— BEGIN —

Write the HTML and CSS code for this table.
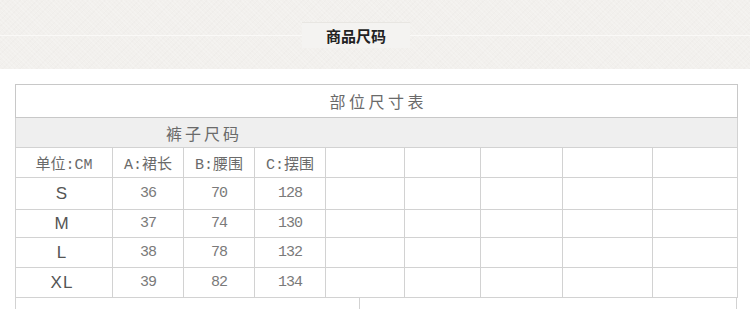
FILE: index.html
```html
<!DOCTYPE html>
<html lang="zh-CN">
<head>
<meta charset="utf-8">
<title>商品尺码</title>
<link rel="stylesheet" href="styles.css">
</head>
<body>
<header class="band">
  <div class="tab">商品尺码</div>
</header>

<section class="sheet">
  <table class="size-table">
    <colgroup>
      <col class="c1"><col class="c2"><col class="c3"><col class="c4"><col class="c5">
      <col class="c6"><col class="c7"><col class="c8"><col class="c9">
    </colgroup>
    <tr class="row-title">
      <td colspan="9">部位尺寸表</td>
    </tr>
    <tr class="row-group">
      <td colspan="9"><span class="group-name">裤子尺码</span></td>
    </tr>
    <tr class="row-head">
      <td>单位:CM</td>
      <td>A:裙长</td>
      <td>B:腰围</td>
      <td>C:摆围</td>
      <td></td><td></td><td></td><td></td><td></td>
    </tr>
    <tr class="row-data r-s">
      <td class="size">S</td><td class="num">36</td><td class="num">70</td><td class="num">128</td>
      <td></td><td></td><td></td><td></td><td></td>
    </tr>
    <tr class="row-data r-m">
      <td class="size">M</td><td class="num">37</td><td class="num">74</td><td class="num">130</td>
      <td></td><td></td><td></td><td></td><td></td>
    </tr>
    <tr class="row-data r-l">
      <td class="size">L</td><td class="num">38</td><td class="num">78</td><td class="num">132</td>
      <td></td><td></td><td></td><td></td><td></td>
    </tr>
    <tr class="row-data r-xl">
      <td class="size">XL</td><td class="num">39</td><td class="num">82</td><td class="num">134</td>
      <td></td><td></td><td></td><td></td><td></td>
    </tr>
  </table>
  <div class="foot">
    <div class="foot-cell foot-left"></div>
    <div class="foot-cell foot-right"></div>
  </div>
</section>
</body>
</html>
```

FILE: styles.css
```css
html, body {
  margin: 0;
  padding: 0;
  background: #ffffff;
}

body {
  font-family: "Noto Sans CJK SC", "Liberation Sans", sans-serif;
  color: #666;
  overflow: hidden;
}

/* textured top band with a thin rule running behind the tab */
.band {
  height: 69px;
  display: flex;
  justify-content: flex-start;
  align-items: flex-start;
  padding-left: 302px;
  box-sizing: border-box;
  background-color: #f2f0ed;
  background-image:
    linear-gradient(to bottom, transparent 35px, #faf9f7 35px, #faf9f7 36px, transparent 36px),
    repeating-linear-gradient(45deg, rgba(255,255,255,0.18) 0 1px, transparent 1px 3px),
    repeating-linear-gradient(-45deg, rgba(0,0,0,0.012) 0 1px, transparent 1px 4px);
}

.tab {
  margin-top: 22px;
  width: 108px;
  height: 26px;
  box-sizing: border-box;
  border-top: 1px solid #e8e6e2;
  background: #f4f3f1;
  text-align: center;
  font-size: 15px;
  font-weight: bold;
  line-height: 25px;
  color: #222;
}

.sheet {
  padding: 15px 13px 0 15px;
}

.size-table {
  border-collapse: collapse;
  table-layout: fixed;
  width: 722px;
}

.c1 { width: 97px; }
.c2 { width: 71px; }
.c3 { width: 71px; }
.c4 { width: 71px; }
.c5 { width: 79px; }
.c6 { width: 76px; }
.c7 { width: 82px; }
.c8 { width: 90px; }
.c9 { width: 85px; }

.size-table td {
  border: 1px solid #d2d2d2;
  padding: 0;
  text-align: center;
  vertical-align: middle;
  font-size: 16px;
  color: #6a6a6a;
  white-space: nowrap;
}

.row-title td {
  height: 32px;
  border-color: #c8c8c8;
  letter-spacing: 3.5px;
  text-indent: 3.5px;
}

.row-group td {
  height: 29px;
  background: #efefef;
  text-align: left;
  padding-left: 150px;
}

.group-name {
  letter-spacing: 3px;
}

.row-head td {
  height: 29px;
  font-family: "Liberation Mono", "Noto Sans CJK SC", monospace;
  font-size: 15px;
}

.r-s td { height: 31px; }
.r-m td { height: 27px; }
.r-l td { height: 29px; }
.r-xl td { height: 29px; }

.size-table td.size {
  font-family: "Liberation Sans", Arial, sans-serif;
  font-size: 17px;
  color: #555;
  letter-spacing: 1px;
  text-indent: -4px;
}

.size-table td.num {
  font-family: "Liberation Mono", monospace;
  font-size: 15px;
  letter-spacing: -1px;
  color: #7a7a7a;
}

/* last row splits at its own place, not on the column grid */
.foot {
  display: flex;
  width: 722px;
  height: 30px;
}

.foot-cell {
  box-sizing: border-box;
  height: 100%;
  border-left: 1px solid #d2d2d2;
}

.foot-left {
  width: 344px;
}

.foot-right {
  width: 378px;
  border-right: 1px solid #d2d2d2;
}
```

— END —

Exercise
Pictures in the data above should not be copied; transcribe everything else exactly.

Solved exercise
Write the HTML and CSS code for this table.
FILE: index.html
```html
<!DOCTYPE html>
<html lang="zh-CN">
<head>
<meta charset="utf-8">
<title>商品尺码</title>
<link rel="stylesheet" href="styles.css">
</head>
<body>
<header class="band">
  <div class="tab">商品尺码</div>
</header>

<section class="sheet">
  <table class="size-table">
    <colgroup>
      <col class="c1"><col class="c2"><col class="c3"><col class="c4"><col class="c5">
      <col class="c6"><col class="c7"><col class="c8"><col class="c9">
    </colgroup>
    <tr class="row-title">
      <td colspan="9">部位尺寸表</td>
    </tr>
    <tr class="row-group">
      <td colspan="9"><span class="group-name">裤子尺码</span></td>
    </tr>
    <tr class="row-head">
      <td>单位:CM</td>
      <td>A:裙长</td>
      <td>B:腰围</td>
      <td>C:摆围</td>
      <td></td><td></td><td></td><td></td><td></td>
    </tr>
    <tr class="row-data r-s">
      <td class="size">S</td><td class="num">36</td><td class="num">70</td><td class="num">128</td>
      <td></td><td></td><td></td><td></td><td></td>
    </tr>
    <tr class="row-data r-m">
      <td class="size">M</td><td class="num">37</td><td class="num">74</td><td class="num">130</td>
      <td></td><td></td><td></td><td></td><td></td>
    </tr>
    <tr class="row-data r-l">
      <td class="size">L</td><td class="num">38</td><td class="num">78</td><td class="num">132</td>
      <td></td><td></td><td></td><td></td><td></td>
    </tr>
    <tr class="row-data r-xl">
      <td class="size">XL</td><td class="num">39</td><td class="num">82</td><td class="num">134</td>
      <td></td><td></td><td></td><td></td><td></td>
    </tr>
  </table>
  <div class="foot">
    <div class="foot-cell foot-left"></div>
    <div class="foot-cell foot-right"></div>
  </div>
</section>
</body>
</html>
```

FILE: styles.css
```css
html, body {
  margin: 0;
  padding: 0;
  background: #ffffff;
}

body {
  font-family: "Noto Sans CJK SC", "Liberation Sans", sans-serif;
  color: #666;
  overflow: hidden;
}

/* textured top band with a thin rule running behind the tab */
.band {
  height: 69px;
  display: flex;
  justify-content: flex-start;
  align-items: flex-start;
  padding-left: 302px;
  box-sizing: border-box;
  background-color: #f2f0ed;
  background-image:
    linear-gradient(to bottom, transparent 35px, #faf9f7 35px, #faf9f7 36px, transparent 36px),
    repeating-linear-gradient(45deg, rgba(255,255,255,0.18) 0 1px, transparent 1px 3px),
    repeating-linear-gradient(-45deg, rgba(0,0,0,0.012) 0 1px, transparent 1px 4px);
}

.tab {
  margin-top: 22px;
  width: 108px;
  height: 26px;
  box-sizing: border-box;
  border-top: 1px solid #e8e6e2;
  background: #f4f3f1;
  text-align: center;
  font-size: 15px;
  font-weight: bold;
  line-height: 25px;
  color: #222;
}

.sheet {
  padding: 15px 13px 0 15px;
}

.size-table {
  border-collapse: collapse;
  table-layout: fixed;
  width: 722px;
}

.c1 { width: 97px; }
.c2 { width: 71px; }
.c3 { width: 71px; }
.c4 { width: 71px; }
.c5 { width: 79px; }
.c6 { width: 76px; }
.c7 { width: 82px; }
.c8 { width: 90px; }
.c9 { width: 85px; }

.size-table td {
  border: 1px solid #d2d2d2;
  padding: 0;
  text-align: center;
  vertical-align: middle;
  font-size: 16px;
  color: #6a6a6a;
  white-space: nowrap;
}

.row-title td {
  height: 32px;
  border-color: #c8c8c8;
  letter-spacing: 3.5px;
  text-indent: 3.5px;
}

.row-group td {
  height: 29px;
  background: #efefef;
  text-align: left;
  padding-left: 150px;
}

.group-name {
  letter-spacing: 3px;
}

.row-head td {
  height: 29px;
  font-family: "Liberation Mono", "Noto Sans CJK SC", monospace;
  font-size: 15px;
}

.r-s td { height: 31px; }
.r-m td { height: 27px; }
.r-l td { height: 29px; }
.r-xl td { height: 29px; }

.size-table td.size {
  font-family: "Liberation Sans", Arial, sans-serif;
  font-size: 17px;
  color: #555;
  letter-spacing: 1px;
  text-indent: -4px;
}

.size-table td.num {
  font-family: "Liberation Mono", monospace;
  font-size: 15px;
  letter-spacing: -1px;
  color: #7a7a7a;
}

/* last row splits at its own place, not on the column grid */
.foot {
  display: flex;
  width: 722px;
  height: 30px;
}

.foot-cell {
  box-sizing: border-box;
  height: 100%;
  border-left: 1px solid #d2d2d2;
}

.foot-left {
  width: 344px;
}

.foot-right {
  width: 378px;
  border-right: 1px solid #d2d2d2;
}
```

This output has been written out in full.